◆ Supplied records ◆
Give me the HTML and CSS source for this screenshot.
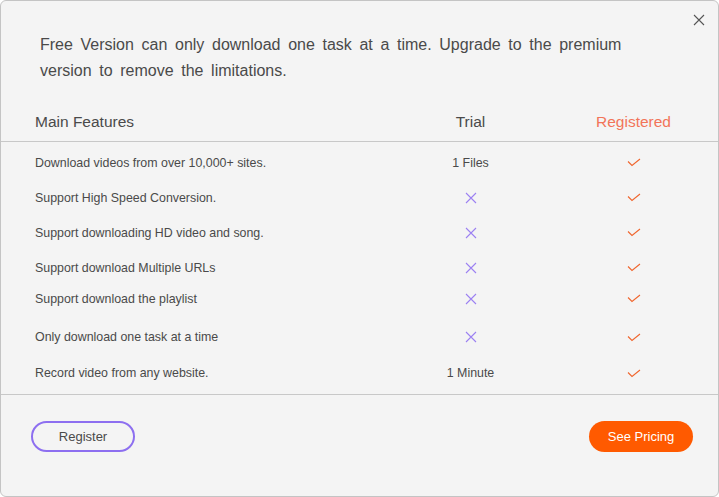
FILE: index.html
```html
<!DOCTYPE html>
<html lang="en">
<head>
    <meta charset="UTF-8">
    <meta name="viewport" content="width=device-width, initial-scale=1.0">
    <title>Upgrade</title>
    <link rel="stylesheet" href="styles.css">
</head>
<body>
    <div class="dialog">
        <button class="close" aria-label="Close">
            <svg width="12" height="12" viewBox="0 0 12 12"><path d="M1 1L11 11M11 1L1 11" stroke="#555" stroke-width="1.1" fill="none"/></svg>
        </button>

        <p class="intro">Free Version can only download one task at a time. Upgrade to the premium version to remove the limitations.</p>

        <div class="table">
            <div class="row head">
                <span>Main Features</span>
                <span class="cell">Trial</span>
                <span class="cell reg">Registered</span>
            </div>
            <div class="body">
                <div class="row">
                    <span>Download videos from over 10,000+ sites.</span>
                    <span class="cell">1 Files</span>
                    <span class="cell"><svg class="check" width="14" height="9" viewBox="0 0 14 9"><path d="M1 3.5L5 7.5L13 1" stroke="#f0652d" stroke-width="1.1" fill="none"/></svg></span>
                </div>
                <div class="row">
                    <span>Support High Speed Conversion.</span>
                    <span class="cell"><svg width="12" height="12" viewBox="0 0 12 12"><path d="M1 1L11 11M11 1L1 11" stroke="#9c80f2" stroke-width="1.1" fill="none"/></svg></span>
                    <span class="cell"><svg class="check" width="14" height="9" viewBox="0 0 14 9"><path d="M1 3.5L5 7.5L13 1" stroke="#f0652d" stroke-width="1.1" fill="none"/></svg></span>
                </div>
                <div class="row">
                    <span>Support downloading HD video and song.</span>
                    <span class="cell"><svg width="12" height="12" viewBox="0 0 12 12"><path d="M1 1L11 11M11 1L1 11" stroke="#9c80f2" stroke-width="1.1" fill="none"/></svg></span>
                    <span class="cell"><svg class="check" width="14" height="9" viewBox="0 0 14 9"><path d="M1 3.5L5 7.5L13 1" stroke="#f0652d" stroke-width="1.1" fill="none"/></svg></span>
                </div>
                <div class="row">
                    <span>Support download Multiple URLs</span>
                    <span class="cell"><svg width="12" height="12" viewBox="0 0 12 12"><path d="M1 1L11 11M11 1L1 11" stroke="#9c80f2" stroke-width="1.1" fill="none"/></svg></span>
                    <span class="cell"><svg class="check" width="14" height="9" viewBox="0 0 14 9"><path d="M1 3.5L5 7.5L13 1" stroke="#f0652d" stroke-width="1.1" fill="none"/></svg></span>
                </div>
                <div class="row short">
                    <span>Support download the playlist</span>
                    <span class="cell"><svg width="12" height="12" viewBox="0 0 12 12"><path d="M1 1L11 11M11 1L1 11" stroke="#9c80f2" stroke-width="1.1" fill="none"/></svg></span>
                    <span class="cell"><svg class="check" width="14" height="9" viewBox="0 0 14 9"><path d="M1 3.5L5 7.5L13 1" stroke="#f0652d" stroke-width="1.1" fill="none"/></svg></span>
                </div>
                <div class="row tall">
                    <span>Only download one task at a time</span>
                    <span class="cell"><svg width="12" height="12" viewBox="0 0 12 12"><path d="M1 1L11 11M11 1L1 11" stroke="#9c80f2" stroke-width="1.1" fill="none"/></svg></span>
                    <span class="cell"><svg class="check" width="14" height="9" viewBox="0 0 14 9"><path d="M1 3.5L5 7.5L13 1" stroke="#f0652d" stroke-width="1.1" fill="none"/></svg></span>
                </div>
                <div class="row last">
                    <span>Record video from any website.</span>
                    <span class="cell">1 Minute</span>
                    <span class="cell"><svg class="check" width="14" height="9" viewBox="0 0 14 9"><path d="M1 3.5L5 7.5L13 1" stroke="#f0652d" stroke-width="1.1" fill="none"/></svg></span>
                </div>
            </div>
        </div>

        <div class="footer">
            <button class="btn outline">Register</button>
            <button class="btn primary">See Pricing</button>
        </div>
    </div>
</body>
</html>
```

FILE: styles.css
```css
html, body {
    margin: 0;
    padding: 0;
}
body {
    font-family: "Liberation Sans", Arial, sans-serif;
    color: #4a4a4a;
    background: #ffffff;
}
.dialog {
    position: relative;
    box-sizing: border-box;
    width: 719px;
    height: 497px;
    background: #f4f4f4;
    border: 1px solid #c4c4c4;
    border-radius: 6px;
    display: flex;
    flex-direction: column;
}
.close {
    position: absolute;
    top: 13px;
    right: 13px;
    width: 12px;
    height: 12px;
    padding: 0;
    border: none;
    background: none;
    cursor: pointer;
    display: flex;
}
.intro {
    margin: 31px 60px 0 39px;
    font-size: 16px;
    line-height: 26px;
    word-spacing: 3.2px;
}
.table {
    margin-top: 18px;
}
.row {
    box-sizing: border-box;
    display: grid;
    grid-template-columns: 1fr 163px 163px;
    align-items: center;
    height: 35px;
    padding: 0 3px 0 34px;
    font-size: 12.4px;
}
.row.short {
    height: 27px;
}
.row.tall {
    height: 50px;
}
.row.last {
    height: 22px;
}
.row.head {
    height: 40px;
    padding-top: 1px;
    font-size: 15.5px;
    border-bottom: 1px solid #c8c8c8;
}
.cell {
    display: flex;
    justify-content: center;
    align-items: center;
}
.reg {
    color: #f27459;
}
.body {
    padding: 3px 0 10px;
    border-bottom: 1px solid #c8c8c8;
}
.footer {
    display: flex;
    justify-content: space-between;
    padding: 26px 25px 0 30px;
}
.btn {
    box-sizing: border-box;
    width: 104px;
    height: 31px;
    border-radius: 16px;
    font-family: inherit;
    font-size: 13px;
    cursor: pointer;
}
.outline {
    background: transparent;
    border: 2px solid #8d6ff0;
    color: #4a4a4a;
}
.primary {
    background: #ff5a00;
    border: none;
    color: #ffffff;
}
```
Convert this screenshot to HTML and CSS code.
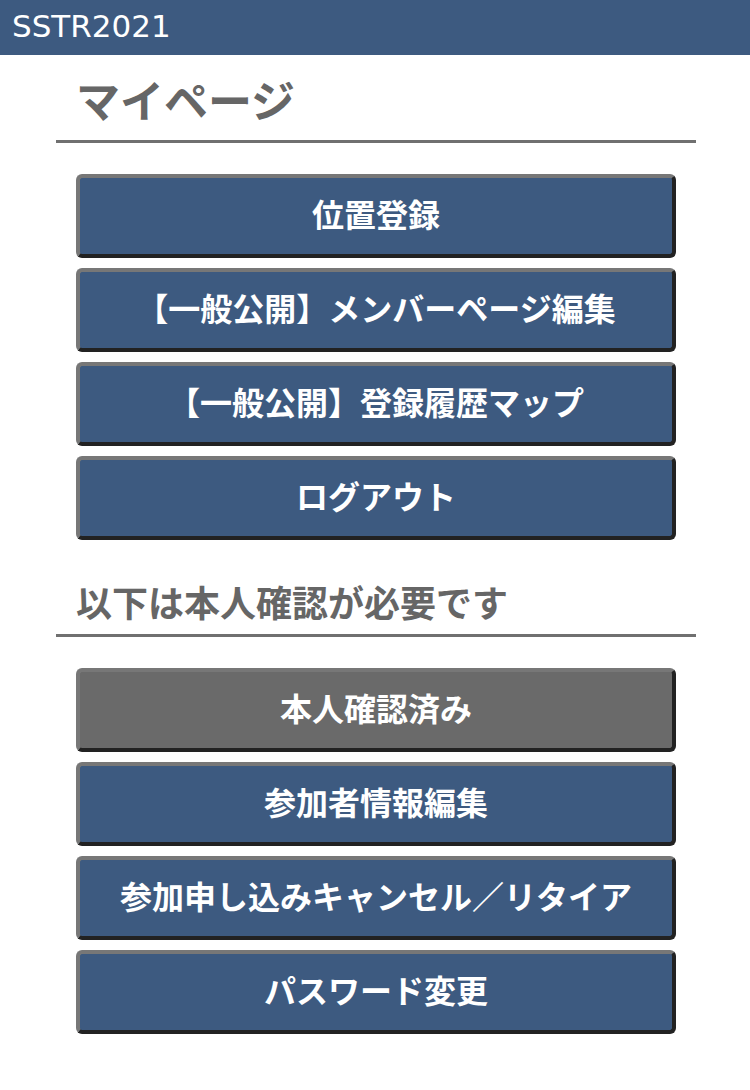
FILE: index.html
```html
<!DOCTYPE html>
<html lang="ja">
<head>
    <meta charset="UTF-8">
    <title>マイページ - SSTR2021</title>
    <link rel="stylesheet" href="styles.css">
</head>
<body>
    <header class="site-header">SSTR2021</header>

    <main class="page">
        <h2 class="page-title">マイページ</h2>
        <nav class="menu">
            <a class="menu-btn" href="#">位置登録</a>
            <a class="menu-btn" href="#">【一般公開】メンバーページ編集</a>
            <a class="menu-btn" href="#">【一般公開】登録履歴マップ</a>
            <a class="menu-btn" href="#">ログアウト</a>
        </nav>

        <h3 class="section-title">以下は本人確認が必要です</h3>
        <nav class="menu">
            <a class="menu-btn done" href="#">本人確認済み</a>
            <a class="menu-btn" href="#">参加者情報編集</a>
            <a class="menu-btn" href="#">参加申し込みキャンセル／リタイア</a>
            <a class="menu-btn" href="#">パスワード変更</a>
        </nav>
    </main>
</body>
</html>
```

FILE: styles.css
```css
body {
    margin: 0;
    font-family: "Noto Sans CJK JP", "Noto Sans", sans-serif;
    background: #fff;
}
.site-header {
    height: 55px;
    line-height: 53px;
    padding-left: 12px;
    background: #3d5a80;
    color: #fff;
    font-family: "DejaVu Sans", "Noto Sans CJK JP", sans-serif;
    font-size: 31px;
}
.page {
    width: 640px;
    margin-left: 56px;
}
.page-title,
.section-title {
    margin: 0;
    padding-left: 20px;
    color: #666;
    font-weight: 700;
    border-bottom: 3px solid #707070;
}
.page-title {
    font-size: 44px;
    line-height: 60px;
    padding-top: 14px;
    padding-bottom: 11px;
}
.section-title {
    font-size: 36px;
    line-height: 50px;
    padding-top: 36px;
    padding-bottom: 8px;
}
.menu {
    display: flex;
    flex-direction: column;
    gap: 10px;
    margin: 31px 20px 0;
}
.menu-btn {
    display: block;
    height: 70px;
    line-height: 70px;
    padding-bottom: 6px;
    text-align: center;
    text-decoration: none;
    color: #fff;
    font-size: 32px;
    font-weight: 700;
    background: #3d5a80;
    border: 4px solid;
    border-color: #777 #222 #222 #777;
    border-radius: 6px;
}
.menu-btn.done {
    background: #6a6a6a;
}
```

◆ Aim ◆
Lines from the one that contains "Convert this screenshot to HTML and CSS code." through the last line of the data above are to be extracted exactly, with no pictures and no other lines.

◆ Result ◆
Convert this screenshot to HTML and CSS code.
FILE: index.html
```html
<!DOCTYPE html>
<html lang="ja">
<head>
    <meta charset="UTF-8">
    <title>マイページ - SSTR2021</title>
    <link rel="stylesheet" href="styles.css">
</head>
<body>
    <header class="site-header">SSTR2021</header>

    <main class="page">
        <h2 class="page-title">マイページ</h2>
        <nav class="menu">
            <a class="menu-btn" href="#">位置登録</a>
            <a class="menu-btn" href="#">【一般公開】メンバーページ編集</a>
            <a class="menu-btn" href="#">【一般公開】登録履歴マップ</a>
            <a class="menu-btn" href="#">ログアウト</a>
        </nav>

        <h3 class="section-title">以下は本人確認が必要です</h3>
        <nav class="menu">
            <a class="menu-btn done" href="#">本人確認済み</a>
            <a class="menu-btn" href="#">参加者情報編集</a>
            <a class="menu-btn" href="#">参加申し込みキャンセル／リタイア</a>
            <a class="menu-btn" href="#">パスワード変更</a>
        </nav>
    </main>
</body>
</html>
```

FILE: styles.css
```css
body {
    margin: 0;
    font-family: "Noto Sans CJK JP", "Noto Sans", sans-serif;
    background: #fff;
}
.site-header {
    height: 55px;
    line-height: 53px;
    padding-left: 12px;
    background: #3d5a80;
    color: #fff;
    font-family: "DejaVu Sans", "Noto Sans CJK JP", sans-serif;
    font-size: 31px;
}
.page {
    width: 640px;
    margin-left: 56px;
}
.page-title,
.section-title {
    margin: 0;
    padding-left: 20px;
    color: #666;
    font-weight: 700;
    border-bottom: 3px solid #707070;
}
.page-title {
    font-size: 44px;
    line-height: 60px;
    padding-top: 14px;
    padding-bottom: 11px;
}
.section-title {
    font-size: 36px;
    line-height: 50px;
    padding-top: 36px;
    padding-bottom: 8px;
}
.menu {
    display: flex;
    flex-direction: column;
    gap: 10px;
    margin: 31px 20px 0;
}
.menu-btn {
    display: block;
    height: 70px;
    line-height: 70px;
    padding-bottom: 6px;
    text-align: center;
    text-decoration: none;
    color: #fff;
    font-size: 32px;
    font-weight: 700;
    background: #3d5a80;
    border: 4px solid;
    border-color: #777 #222 #222 #777;
    border-radius: 6px;
}
.menu-btn.done {
    background: #6a6a6a;
}
```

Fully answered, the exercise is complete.